RLJ Acquisition, Inc. (OTCQB: RLJAU; RLJA; RLJAW) (the “Company”) announced today that it anticipates the closing of the business combination with Image Entertainment, Inc. (OTCQB:DISK) (“Image”) and Acorn Media Group, Inc. (“Acorn”), two highly complementary media content distribution companies, to form RLJ Entertainment, Inc. (“RLJ Entertainment”), will occur on October 3, 2012. The transactions contemplated by the business combination have been previously approved by the Company’s, Image’s and Acorn’s respective shareholders. As a result of the business combination, if consummated, RLJ Entertainment will become one of the largest independent global distributors of digital and video content. Holders of the Company’s common stock may revoke their redemption requests up to 5:00 p.m. EDT on October 1, 2012, the date that is two business days prior to October 3, 2012, the anticipated closing date of the business combination.
In connection with the anticipated closing, the preferred shareholders of Image and the shareholders of Acorn each have agreed to reduce the cash consideration due to them by $5 million in exchange for 575,000 shares of common stock and warrants to purchase 150,000 shares of RLJ Entertainment common stock. To minimize the impact of such transactions, RLJ SPAC Acquisition, LLC, the sponsor of the Company and an entity controlled by Robert Johnson (the “Sponsor”), has agreed to surrender 150,000 shares of its common stock and warrants to purchase 300,000 shares of RLJ Entertainment common stock for no consideration, effectively making the changes to the overall transaction the same as if one million less shares of the Company’s common stock had been redeemed. The Sponsor also will surrender 325,000 shares of common stock and warrants to purchase 550,000 shares of RLJ Entertainment common stock for no consideration to offset the same number of shares of common stock and warrants, which RLJ Entertainment has agreed to issue to an unrelated third party consultant that is a significant stockholder of the Company in connection with matters of strategic advice, subject to the closing of the business combination.

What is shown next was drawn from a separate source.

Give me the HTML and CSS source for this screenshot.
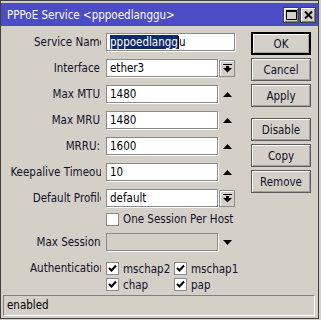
FILE: index.html
```html
<!DOCTYPE html>
<html lang="en">
<head>
    <meta charset="UTF-8">
    <title>PPPoE Service</title>
    <link rel="stylesheet" href="styles.css">
</head>
<body>
    <div class="window">
        <div class="titlebar">
            <span class="title">PPPoE Service &lt;pppoedlanggu&gt;</span>
            <div class="caption-btns">
                <div class="cap-btn">
                    <svg width="11" height="10" viewBox="0 0 11 10"><path d="M0.5 0.5h10v9h-10z" fill="none" stroke="#000"/><rect x="0" y="0" width="11" height="2" fill="#000"/></svg>
                </div>
                <div class="cap-btn">
                    <svg width="9" height="8" viewBox="0 0 9 8"><path d="M1 0.5l7 7M8 0.5l-7 7" stroke="#000" stroke-width="2"/></svg>
                </div>
            </div>
        </div>

        <div class="content">
            <div class="form">
                <div class="row">
                    <div class="label clip"><span>Service Name</span></div>
                    <div class="input wide"><span class="selected">pppoedlangg</span><span class="caret"></span>u</div>
                </div>
                <div class="row">
                    <div class="label"><span>Interface</span></div>
                    <div class="input">ether3</div>
                    <div class="drop-btn">
                        <svg width="9" height="9" viewBox="0 0 9 9"><rect x="0" y="0" width="9" height="1"/><rect x="3" y="2" width="3" height="2"/><path d="M0 4h9l-4.5 4.5z"/></svg>
                    </div>
                </div>
                <div class="row">
                    <div class="label"><span>Max MTU</span></div>
                    <div class="input">1480</div>
                    <div class="spin"><svg width="9" height="5" viewBox="0 0 9 5"><path d="M4.5 0l4.5 5h-9z"/></svg></div>
                </div>
                <div class="row">
                    <div class="label"><span>Max MRU</span></div>
                    <div class="input">1480</div>
                    <div class="spin"><svg width="9" height="5" viewBox="0 0 9 5"><path d="M4.5 0l4.5 5h-9z"/></svg></div>
                </div>
                <div class="row">
                    <div class="label"><span>MRRU:</span></div>
                    <div class="input">1600</div>
                    <div class="spin"><svg width="9" height="5" viewBox="0 0 9 5"><path d="M4.5 0l4.5 5h-9z"/></svg></div>
                </div>
                <div class="row">
                    <div class="label clip"><span>Keepalive Timeout</span></div>
                    <div class="input">10</div>
                    <div class="spin"><svg width="9" height="5" viewBox="0 0 9 5"><path d="M4.5 0l4.5 5h-9z"/></svg></div>
                </div>
                <div class="row">
                    <div class="label clip"><span>Default Profile</span></div>
                    <div class="input">default</div>
                    <div class="drop-btn">
                        <svg width="9" height="9" viewBox="0 0 9 9"><rect x="0" y="0" width="9" height="1"/><rect x="3" y="2" width="3" height="2"/><path d="M0 4h9l-4.5 4.5z"/></svg>
                    </div>
                </div>
                <div class="row row-check">
                    <div class="label"></div>
                    <div class="check-item">
                        <span class="checkbox"></span>
                        <span>One Session Per Host</span>
                    </div>
                </div>
                <div class="row row-sessions">
                    <div class="label clip"><span>Max Sessions</span></div>
                    <div class="input disabled"></div>
                    <div class="spin"><svg width="9" height="5" viewBox="0 0 9 5"><path d="M0 0h9l-4.5 5z"/></svg></div>
                </div>
                <div class="row row-auth">
                    <div class="label clip"><span>Authentication</span></div>
                    <div class="auth-grid">
                        <div class="check-item"><span class="checkbox"><svg width="11" height="11" viewBox="0 0 11 11"><path d="M2 5l2.5 2.5L9 2.5" fill="none" stroke="#000" stroke-width="2"/></svg></span><span>mschap2</span></div>
                        <div class="check-item"><span class="checkbox"><svg width="11" height="11" viewBox="0 0 11 11"><path d="M2 5l2.5 2.5L9 2.5" fill="none" stroke="#000" stroke-width="2"/></svg></span><span>mschap1</span></div>
                        <div class="check-item"><span class="checkbox"><svg width="11" height="11" viewBox="0 0 11 11"><path d="M2 5l2.5 2.5L9 2.5" fill="none" stroke="#000" stroke-width="2"/></svg></span><span>chap</span></div>
                        <div class="check-item"><span class="checkbox"><svg width="11" height="11" viewBox="0 0 11 11"><path d="M2 5l2.5 2.5L9 2.5" fill="none" stroke="#000" stroke-width="2"/></svg></span><span>pap</span></div>
                    </div>
                </div>
            </div>

            <div class="actions">
                <div class="btn default">OK</div>
                <div class="btn">Cancel</div>
                <div class="btn gap-after">Apply</div>
                <div class="btn">Disable</div>
                <div class="btn">Copy</div>
                <div class="btn">Remove</div>
            </div>
        </div>

        <div class="statusbar">enabled</div>
    </div>
</body>
</html>
```

FILE: styles.css
```css
:root {
    --face: #d4d0c8;
    --shadow: #808080;
    --dark: #404040;
    --caption: #4c4cc6;
    --text: #10102a;
}

* {
    margin: 0;
    padding: 0;
    box-sizing: border-box;
}

body {
    background: var(--face);
    font-family: "DejaVu Sans Condensed", "DejaVu Sans", sans-serif;
    font-size: 11.5px;
    color: var(--text);
}

.window {
    width: 319px;
    height: 319px;
    border: 1px solid var(--dark);
    padding-top: 2px;
    background: var(--face);
    display: flex;
    flex-direction: column;
}

.titlebar {
    height: 23px;
    background: var(--caption);
    color: #fff;
    display: flex;
    align-items: center;
    padding-left: 6px;
}

.caption-btns {
    margin-left: auto;
    margin-right: 2px;
    display: flex;
    gap: 1px;
}

.cap-btn {
    width: 16px;
    height: 16px;
    background: var(--face);
    border: 1px solid var(--dark);
    box-shadow: inset 1px 1px 0 #fff, inset -1px -1px 0 var(--shadow);
    display: flex;
    align-items: center;
    justify-content: center;
}

.content {
    flex: 1;
    display: flex;
    padding: 7px 0 0 3px;
}

.form {
    width: 232px;
    display: flex;
    flex-direction: column;
}

.row {
    display: flex;
    align-items: center;
    height: 18px;
    margin-top: 8px;
}

    .row:first-child {
        margin-top: 0;
    }

.label {
    width: 97px;
    margin-right: 5px;
    flex-shrink: 0;
    overflow: hidden;
    white-space: nowrap;
}

    .label span {
        display: block;
        text-align: right;
        margin-right: 1px;
    }

    /* long captions run past the column and get cut */
    .label.clip span {
        margin-right: -5px;
    }

.input {
    width: 112px;
    height: 18px;
    background: #fff;
    border: 1px solid #8a8a8a;
    box-shadow: 1px 1px 0 #fff;
    color: #000;
    padding-left: 3px;
    line-height: 16px;
    white-space: nowrap;
    overflow: hidden;
}

    .input.wide {
        width: 129px;
    }

    .input.disabled {
        background: var(--face);
    }

.selected {
    background: #0f2a6b;
    color: #fff;
}

.caret {
    display: inline-block;
    width: 1px;
    height: 13px;
    background: #000;
    vertical-align: -3px;
}

.drop-btn {
    width: 16px;
    height: 17px;
    margin-left: 1px;
    background: var(--face);
    border: 1px solid #8a8a8a;
    box-shadow: inset 1px 1px 0 #fff;
    display: flex;
    align-items: center;
    justify-content: center;
}

.spin {
    width: 17px;
    margin-left: 1px;
    display: flex;
    justify-content: center;
}

.row-check {
    height: 14px;
    margin-top: 5px;
}

.row-sessions {
    margin-top: 7px;
}

.row-auth {
    height: auto;
    align-items: flex-start;
    margin-top: 10px;
}

    .row-auth .label {
        line-height: 15px;
    }

.auth-grid {
    display: grid;
    grid-template-columns: 68px auto;
    row-gap: 1px;
}

.check-item {
    display: flex;
    align-items: center;
    gap: 4px;
    height: 15px;
    white-space: nowrap;
}

.checkbox {
    width: 13px;
    height: 13px;
    background: #fff;
    border: 1px solid #8a8a8a;
    display: flex;
    align-items: center;
    justify-content: center;
}

.actions {
    width: 60px;
    margin-left: 15px;
    margin-top: -1px;
    display: flex;
    flex-direction: column;
}

.btn {
    height: 23px;
    margin-bottom: 3px;
    border: 1px solid #5a5a5a;
    box-shadow: inset 1px 1px 0 #fff, inset -1px -1px 0 #a0a0a0;
    display: flex;
    align-items: center;
    justify-content: center;
}

    .btn.default {
        border: 2px solid #000;
    }

    .btn.gap-after {
        margin-bottom: 11px;
    }

.statusbar {
    height: 21px;
    margin: 0 3px 2px 2px;
    border: 1px solid;
    border-color: var(--shadow) #fff #fff var(--shadow);
    padding-left: 3px;
    line-height: 19px;
    color: #000;
}
```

In conjunction with and to provide funding for these acquisitions and RLJ Entertainment’s ongoing working capital needs, RLJ Entertainment anticipates entering into a $70 million credit agreement with a group led by SunTrust Bank, which includes a five-year $15 million revolving credit facility and three tranches of term loans totaling $55 million with final maturities ranging from five to five and one-half years, at interest rates ranging from prime rate plus 5% to 6.25% or LIBOR plus 6% to 7.25%, plus an additional 3% per annum paid in kind on the last $15 million of the facilities. In connection with the closing of the financing, RLJ Entertainment will issue warrants to purchase 1,000,000 shares of RLJ Entertainment common stock to the lender for the junior term loan. The Sponsor has agreed to surrender warrants to purchase the same number of shares of RLJ Entertainment common stock for no consideration to facilitate the financing.
Upon the closing of the business combination and assuming no holders of the Company’s common stock revoke their redemption requests, the Company expects that there will be approximately 13,340,525 million shares of common stock of RLJ Entertainment outstanding, including shares held by the Sponsor and other founders of the Company. RLJ Entertainment’s shares of common stock have been approved for listing on the NASDAQ Capital Market under the symbol RLJE, subject to official notice of issuance. The Company anticipates that the common stock of RLJ Entertainment will commence trading on the NASDAQ Capital Market the day after the closing date of the business combination and the warrants of RLJ Entertainment will commence trading on the Over-The-Counter Bulletin Board under the symbol RLJEW shortly thereafter.
No assurance can be given that the business combination or the financing will close on the anticipated closing date or at all.